The B-47 was the country’s first modern bomber. With its swept-back wings and six jet engines, it looked like a fighter plane crossed with an airliner. The men who flew it found it beautiful, if temperamental. Its main mission was simple: In the event of an attack from the Soviet Union, it was to penetrate Russian air defenses and drop nuclear bombs. The Air Force ordered more than 2,000 of the planes from Boeing and positioned them at bases across the country and overseas, from Greenland to Guam.
No bomb was dropped in wartime from the B-47, but every day pilots somewhere raced it down a runway and took it airborne. They practiced low-level flying. They practiced midair refueling. They practiced bombing runs. They practiced elaborate defensive maneuvers, straining the airplane and their own bodies as the silver bomber twisted in the sky.
That is the backbone of the Air Force, of every branch of the military: near endless repetition, training so that you can do without thinking in wartime what you’ve thought so much about in peacetime.
And that’s what the B-47 that took off from Dyess Air Force Base in Abilene was doing on the evening of July 17, 1957. It was on “a routine training mission,” an Air Force spokesman said later — as if anything involving a 226,000-pound aircraft designed to fly over the polar ice cap and unleash hell could be called “routine.”
The first calls started coming in to the Abilene Reporter-News newspaper about 8:50 p.m. Readers from as far away as 15 miles could see an orange glow in the sky.
“I’ve seen oil well fires, but I never saw anything like this,” said a man named A.C. Roberts.
At the scene, the smell of jet fuel mixed with the scent of burning mesquite. The B-47 had crashed on takeoff, the flaming wreckage stopping short of a Baptist church. “The plane first struck the ground about a mile and a quarter from the end of the runway and skidded more than 1,500 feet,” the paper reported, “scattering fire until the plane dropped off a bluff into part of Little Elm Creek.”
The cockpit landed upside down in the muddy creek bed.
My uncle, Lt. Francis B. “Frank” Kelly Jr., was aboard that plane. He was 24 and is buried in Section 30 at Arlington National Cemetery. He died along with Maj. William P. Price, 40, of Bastrop, Tex.; Capt. Coleman L. Adams, 35, of Carrollton, Mo.; and Staff Sgt. William C. Burdette Jr., 23, of Talladega, Ala.
I never met Uncle Frank. He died five years before I was born. I knew him only as a photo on my grandmother’s piano and in stories my father told about his youth: the typical older brother, half hero, half tormentor.
“He came home one time just after he’d gotten his commission,” my father remembered. “He hung his uniform up in a closet and went out with his friends. I put his uniform on and stood in the mirror.”

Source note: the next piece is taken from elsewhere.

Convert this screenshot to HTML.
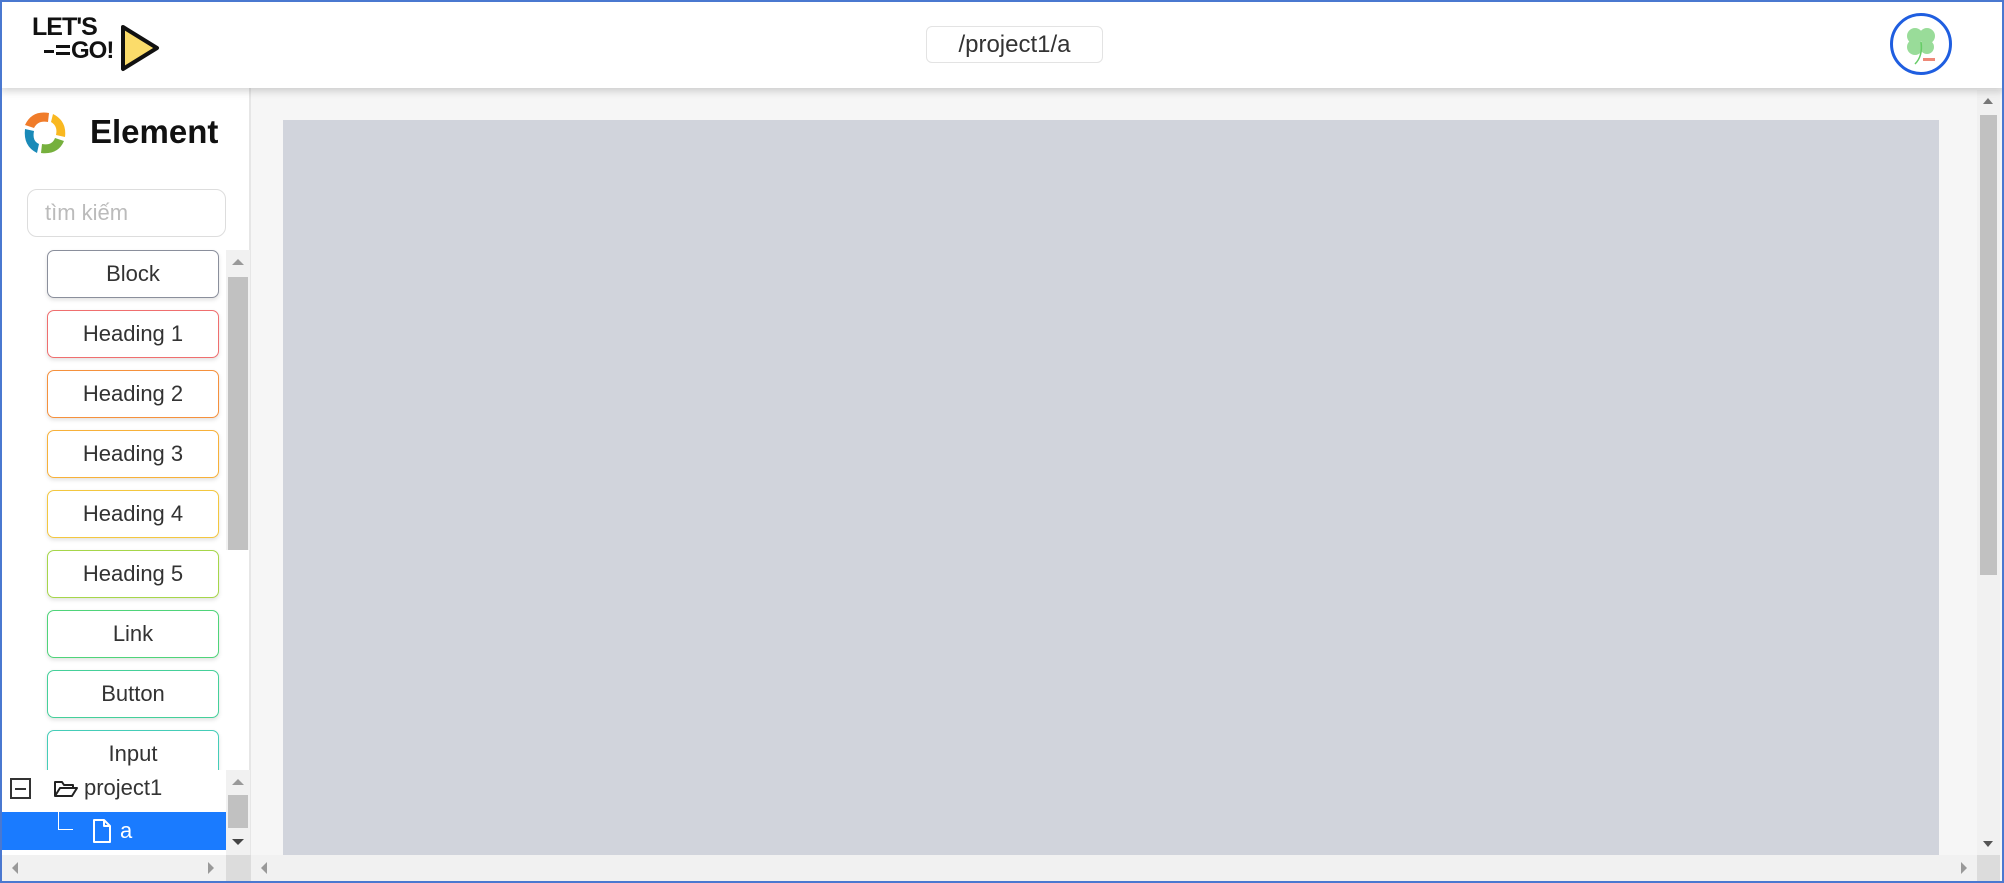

After the funeral, my father told his mother he still wanted to join the Air Force, still wanted to become a pilot.
“She said, ‘You’ve got to be kidding me. You lost your brother. Why are you doing this to me?’ ”
Five years later, my father earned his wings.
Our airmen, soldiers, sailors and Marines risk death every day, not only at the hands of our enemies but also simply by doing their jobs, jobs that by their very nature can never be made safe. Remember them today, Memorial Day, and the sacrifice so many of them have made.